IN THE UNITED STATES DISTRICT COURT FOR THE EASTERN DISTRICT OF CALIFORNIA
February 18, 2010
LEE MAX BARNETT, PETITIONER,
ROBERT K. WONG, JR.,*FN1 RESPONDENT.
The opinion of the court was delivered by: John A. Mendez United States District Judge
DEATH PENALTY CASE ORDER
Petitioner, a state prisoner proceeding with appointed counsel, seeks a writ of habeas corpus pursuant to 28 U.S.C. § 2254. The matter was referred to a United States Magistrate Judge pursuant to Eastern District of California local rules.
On March 22, 2007, the Magistrate Judge filed amended findings and recommendations (Doc. 217) herein which were served on the parties and which contained notice that the parties may file objections within a specified time. Timely objections to the findings and recommendations have been filed (Doc. 218).
In accordance with the provisions of 28 U.S.C. § 636(b)(1)(C) and Local Rule 304, this court has conducted a de novo review of this case. Having carefully reviewed the entire file, the court finds the findings and recommendations to be supported by the record and by proper analysis.

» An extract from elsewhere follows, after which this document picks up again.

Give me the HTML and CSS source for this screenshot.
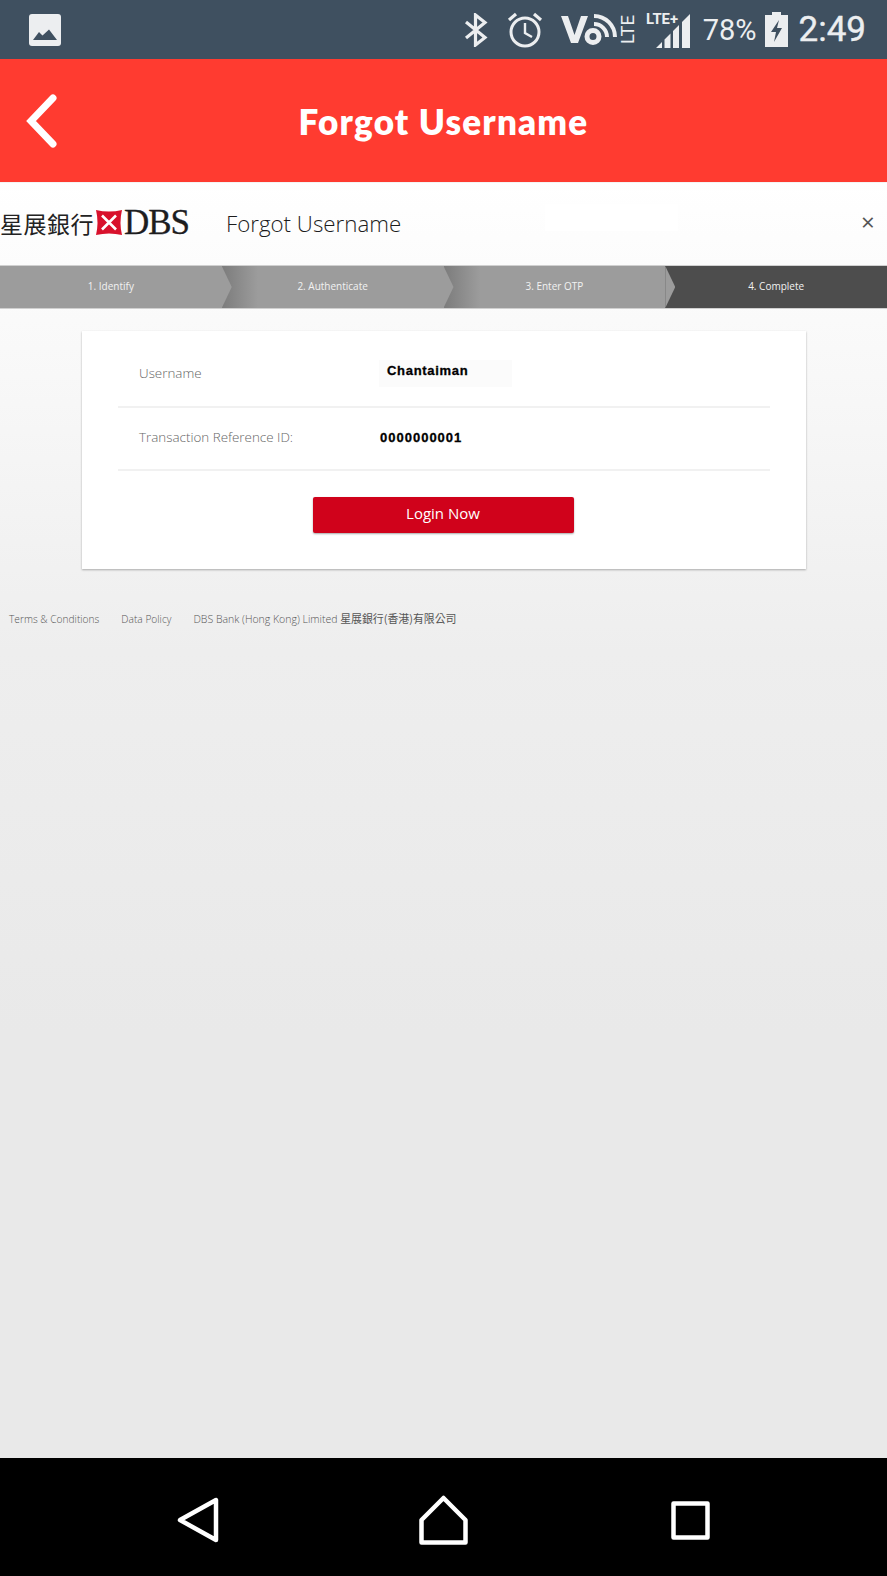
FILE: index.html
```html
<!DOCTYPE html>
<html lang="en">
<head>
    <meta charset="UTF-8">
    <meta name="viewport" content="width=device-width, initial-scale=1.0">
    <title>Forgot Username</title>
    <link rel="stylesheet" href="styles.css">
</head>
<body>

    <div class="status-bar">
        <svg class="status-photo" width="32" height="32" viewBox="0 0 32 32">
            <rect width="32" height="32" rx="3" fill="#eceef0"/>
            <path d="M4 26 L10 18 L13.5 21.5 L20 15.5 L28 26 Z" fill="#3f5060"/>
        </svg>
        <div class="status-right">
            <svg width="24" height="34" viewBox="0 0 24 34" fill="none" stroke="#eceef0" stroke-width="3.2">
                <path d="M2 9 L21 24.500 L11.500 32 L11.500 2 L21 9.500 L2 25"/>
            </svg>
            <svg class="status-alarm" width="36" height="36" viewBox="0 0 36 36" fill="none" stroke="#eceef0" stroke-width="3">
                <circle cx="18" cy="20" r="14"/>
                <path d="M18 11 L18 21 L25 25" stroke-width="2.4"/>
                <path d="M2 8 L9 2 M34 8 L27 2" stroke-width="3.2"/>
            </svg>
            <svg class="status-volte" width="80" height="40" viewBox="0 -3 80 40">
                <path d="M0 3 L7 3 L13.500 22 L20 3 L27 3 L17 30 L10 30 Z" fill="#eceef0"/>
                <circle cx="32" cy="23.500" r="6" fill="none" stroke="#eceef0" stroke-width="5"/>
                <path d="M33 11 A13 13 0 0 1 46 24 M33 3 A21 21 0 0 1 54 24" fill="none" stroke="#eceef0" stroke-width="4"/>
                <text class="status-lte-side" transform="translate(73 31) rotate(-90)" textLength="29" lengthAdjust="spacingAndGlyphs">LTE</text>
            </svg>
            <svg class="status-signal" width="46" height="44" viewBox="0 -8 46 44">
                <path d="M10 36 L16 30 L16 36 Z M18.500 36 L18.500 27.500 L24.500 21.500 L24.500 36 Z M27 36 L27 19 L33 13 L33 36 Z M36 36 L36 10 L44 2 L44 36 Z" fill="#eceef0"/>
                <text class="status-lte-top" x="0" y="12" textLength="32" lengthAdjust="spacingAndGlyphs">LTE+</text>
            </svg>
            <span class="status-pct">78%</span>
            <svg class="status-battery" width="23" height="35" viewBox="0 0 23 35">
                <path d="M7 0 H16 V3 H23 V35 H0 V3 H7 Z" fill="#eceef0"/>
                <path d="M14 8 L6 20 L11 20 L9 30 L17 16 L12 16 Z" fill="#3f5060"/>
            </svg>
            <span class="status-time">2:49</span>
        </div>
    </div>

    <div class="app-header">
        <svg width="32" height="54" viewBox="0 0 32 54" fill="none" stroke="#fff" stroke-width="7" stroke-linecap="round" stroke-linejoin="miter">
            <path d="M27 4 L5 27 L27 50"/>
        </svg>
        <h1 class="app-title">Forgot Username</h1>
    </div>

    <div class="page">
        <div class="top-row">
            <div class="logo">
                <span class="logo-cn">星展銀行</span>
                <svg class="logo-mark" width="28" height="27" viewBox="0 0 28 27">
                    <path d="M1 1 Q14 4 27 1 Q24 13.500 27 26 Q14 23 1 26 Q4 13.500 1 1 Z" fill="#d8112c"/>
                    <path d="M7 6.500 L21 20.500 M21 6.500 L7 20.500" stroke="#fff" stroke-width="2.600"/>
                </svg>
                <span class="logo-en">DBS</span>
            </div>
            <div class="top-title">Forgot Username</div>
            <div class="top-blank"></div>
            <div class="top-close">×</div>
        </div>

        <div class="steps">
            <div class="step">1. Identify</div>
            <div class="step step-shade">2. Authenticate</div>
            <div class="step step-shade">3. Enter OTP</div>
            <div class="step step-active">4. Complete</div>
        </div>

        <div class="card">
            <div class="card-row card-row-name">
                <div class="card-label">Username</div>
                <div class="card-value card-value-name">Chantaiman</div>
            </div>
            <div class="card-row card-row-ref">
                <div class="card-label">Transaction Reference ID:</div>
                <div class="card-value card-value-ref">0000000001</div>
            </div>
            <div class="card-action">
                <button class="login-button">Login Now</button>
            </div>
        </div>

        <div class="footer-links">
            <span>Terms &amp; Conditions</span>
            <span>Data Policy</span>
            <span class="footer-bank">DBS Bank (Hong Kong) Limited <span class="footer-cn">星展銀行(香港)有限公司</span></span>
        </div>
    </div>

    <div class="nav-bar">
        <svg width="42" height="46" viewBox="0 0 42 46" fill="none" stroke="#fff" stroke-width="4.500" stroke-linejoin="round">
            <path d="M3 23 L39 3 L39 43 Z"/>
        </svg>
        <svg class="nav-home" width="49" height="50" viewBox="0 0 49 50" fill="none" stroke="#fff" stroke-width="4.500" stroke-linejoin="round">
            <path d="M24.500 3 L2.500 25 L2.500 47.500 L46.500 47.500 L46.500 25 Z"/>
        </svg>
        <svg class="nav-square" width="39" height="39" viewBox="0 0 39 39" fill="none" stroke="#fff" stroke-width="4.500" stroke-linejoin="round">
            <rect x="2.500" y="2.500" width="34" height="34"/>
        </svg>
    </div>

</body>
</html>
```

FILE: styles.css
```css
* {
    box-sizing: border-box;
}

body {
    margin: 0;
    height: 1576px;
    overflow: hidden;
    display: flex;
    flex-direction: column;
    font-family: "Open Sans", Arial, sans-serif;
    background: #e9e9e9;
}

/* Status bar */
.status-bar {
    height: 59px;
    background: #3f5060;
    display: flex;
    align-items: center;
    justify-content: space-between;
    padding: 0 21px 0 29px;
    color: #eceef0;
}

.status-right {
    display: flex;
    align-items: center;
}

.status-alarm {
    margin-left: 19px;
}

.status-volte {
    margin-left: 18px;
}

.status-lte-side {
    font: 400 19px Roboto, sans-serif;
    fill: #eceef0;
}

.status-signal {
    margin-left: 5px;
    margin-bottom: 8px;
}

.status-lte-top {
    font: 700 15px Roboto, sans-serif;
    fill: #eceef0;
}

.status-pct {
    font: 400 29px Roboto, sans-serif;
    margin-left: 11px;
}

.status-battery {
    margin-left: 8px;
}

.status-time {
    font: 400 35px Roboto, sans-serif;
    -webkit-text-stroke: 0.4px #eceef0;
    margin-left: 11px;
}

/* Red header */
.app-header {
    height: 123px;
    background: #ff3b30;
    display: flex;
    align-items: center;
    padding-left: 26px;
}

.app-title {
    flex: 1;
    margin: 0 0 0 -58px;
    text-align: center;
    color: white;
    font: 800 35px Lato, sans-serif;
    letter-spacing: 1.200px;
}

/* Page */
.page {
    flex: 1;
    background: linear-gradient(#ffffff 0, #eeeeee 470px, #e9e9e9 850px);
}

.top-row {
    height: 83px;
    display: flex;
    align-items: center;
    border-top: 1px solid #f4f4f4;
}

.logo {
    width: 226px;
    display: flex;
    align-items: center;
    padding-bottom: 3px;
}

.logo-cn {
    font: 400 23px "Noto Sans CJK TC", sans-serif;
    color: #222;
    width: 95px;
    white-space: nowrap;
    letter-spacing: 0.5px;
}

.logo-en {
    font: 400 35px "Liberation Serif", serif;
    -webkit-text-stroke: 0.3px #1d1d1f;
    color: #1d1d1f;
    margin-left: 1px;
    letter-spacing: -1px;
}

.top-title {
    width: 319px;
    padding-bottom: 2px;
    font-size: 22.300px;
    font-weight: 300;
    color: #1c1c1c;
}

.top-blank {
    width: 133px;
    height: 27px;
    margin-top: -14px;
    background: white;
}

.top-close {
    margin-left: 183px;
    margin-top: -6px;
    font-size: 24px;
    color: #555;
}

.steps {
    height: 44px;
    display: flex;
    border-top: 1px solid #d0d0d0;
    border-bottom: 1px solid #d0d0d0;
}

.step {
    position: relative;
    flex: 1;
    display: flex;
    align-items: center;
    justify-content: center;
    padding-bottom: 3px;
    background: #9c9c9c;
    color: #f2f2f2;
    font-size: 10px;
}

.step::after {
    content: "";
    position: absolute;
    top: 0;
    bottom: 0;
    left: 100%;
    width: 10px;
    background: #9c9c9c;
    clip-path: polygon(0 0, 100% 50%, 0 100%);
    z-index: 1;
}

.step-shade {
    background: linear-gradient(to right, #7c7c7c 0, #9c9c9c 36px);
}

.step-active {
    background: #4d4d4d;
}

.step-active::after {
    display: none;
}

/* Card */
.card {
    width: 724px;
    height: 238px;
    margin: 22px 0 0 82px;
    padding: 0 36px;
    background: white;
    box-shadow: 0 1px 2px rgba(0, 0, 0, 0.3);
}

.card-row {
    height: 63px;
    display: flex;
    align-items: center;
    padding-left: 21px;
    border-bottom: 2px solid #f1f1f1;
}

.card-row-name {
    height: 77px;
    padding-top: 9px;
}

.card-row-ref {
    padding-bottom: 3px;
}

.card-label {
    width: 240px;
    font-size: 13.400px;
    font-weight: 300;
    color: #666;
}

.card-value {
    font: 700 13px "Liberation Sans", Arial, sans-serif;
    -webkit-text-stroke: 0.3px #000;
    color: #000;
}

.card-value-name {
    width: 133px;
    height: 27px;
    padding: 3px 0 0 8px;
    letter-spacing: 0.7px;
    background: #fbfbfb;
}

.card-value-ref {
    margin-left: 1px;
    letter-spacing: 1px;
}

.card-action {
    display: flex;
    justify-content: center;
    padding: 26px 2px 0 0;
}

.login-button {
    width: 261px;
    height: 36px;
    border: none;
    border-radius: 2px;
    background: #d0021b;
    box-shadow: 0 1px 2px rgba(0, 0, 0, 0.35);
    color: white;
    font-family: "Open Sans", Arial, sans-serif;
    font-size: 15px;
    padding-bottom: 5px;
}

/* Footer */
.footer-links {
    display: flex;
    align-items: baseline;
    gap: 22px;
    margin-top: 41px;
    padding-left: 9px;
    font-size: 10.200px;
    line-height: 14px;
    font-weight: 300;
    color: #555;
}

.footer-bank {
    font-size: 10.500px;
}

.footer-cn {
    font: 400 10.900px "Noto Sans CJK TC", sans-serif;
}

/* Nav bar */
.nav-bar {
    height: 118px;
    background: black;
    display: flex;
    align-items: center;
    padding: 6px 0 0 177px;
    gap: 200px;
}

.nav-square {
    margin-left: 3px;
    margin-top: 1px;
}
```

Petitioner generally reiterates the arguments raised in his motion, that the provisions of the Anti-Terrorism and Effective Death Penalty Act of 996 ("AEDPA"), do not apply. He objects to the findings and recommendations on the grounds that the Magistrate Judge erred in failing to address all of his arguments. The court finds those objections have no merit. Petitioner's argument that 28 U.S.C. § 2254(d)(1) violates the Suspension Clause has been foreclosed by the Ninth Circuit's opinion in Crater v. Galaza, 491 F.3d 1119, 1124-26 (9th Cir. 2007) (rejecting such a challenge to AEDPA, concluding "that § 2254(d)(1) raises no Suspension Clause issue"). Petitioner's challenge that AEDPA violates his First Amendment right to petition for redress of grievance, has been rejected by other district courts. See Perez v. Evans, 2009 WL 2104853 (C.D. Cal. 2009) (statute of limitations), Martinez Cedello v. U.S., 2005 WL 2620515 (D. Or. 2005) (time limitations); see also Lamkin v. Cockrell, 2003 WL 22244962 (W.D. Tex. 2003) (finding that "AEDPA's restrictions on successive applications fall within Congress and the courts' traditional power to limit abuses of the writ"). This court agrees that while AEDPA does limit Petitioner's abilities, it does not preclude Petitioner from seeking to redress his grievance through a habeas petition.
Finally, Petitioner's argument that the § 2254(d) standard presumes a state court system with a level of independence and detachment comparable to that of the federal courts (generally an argument that the state court system lacks the level of independence and detachment the federal courts enjoy due to the election of state judges instead of the life time appointment enjoyed by federal judges) lacks merit and support. Petitioner argues that the political climate in California is such, due the pro-death stance of the politicians and their affect on the election/retention of state judges, that the courts are not independent. Therefore, presumably, the California court's opinions should not be given the deference provided by § 2254(d). Based on the current motion, the court declines to find that California's political environment, in general, interferes with the state court's independence to such an extent that the state court's opinions should not be given deference.
Accordingly, IT IS HEREBY ORDERED that:
1. The findings and recommendations filed March 22, 2007, are adopted in full; and
2. Petitioner's motion for a declaration that AEDPA does not apply in the instant action is denied.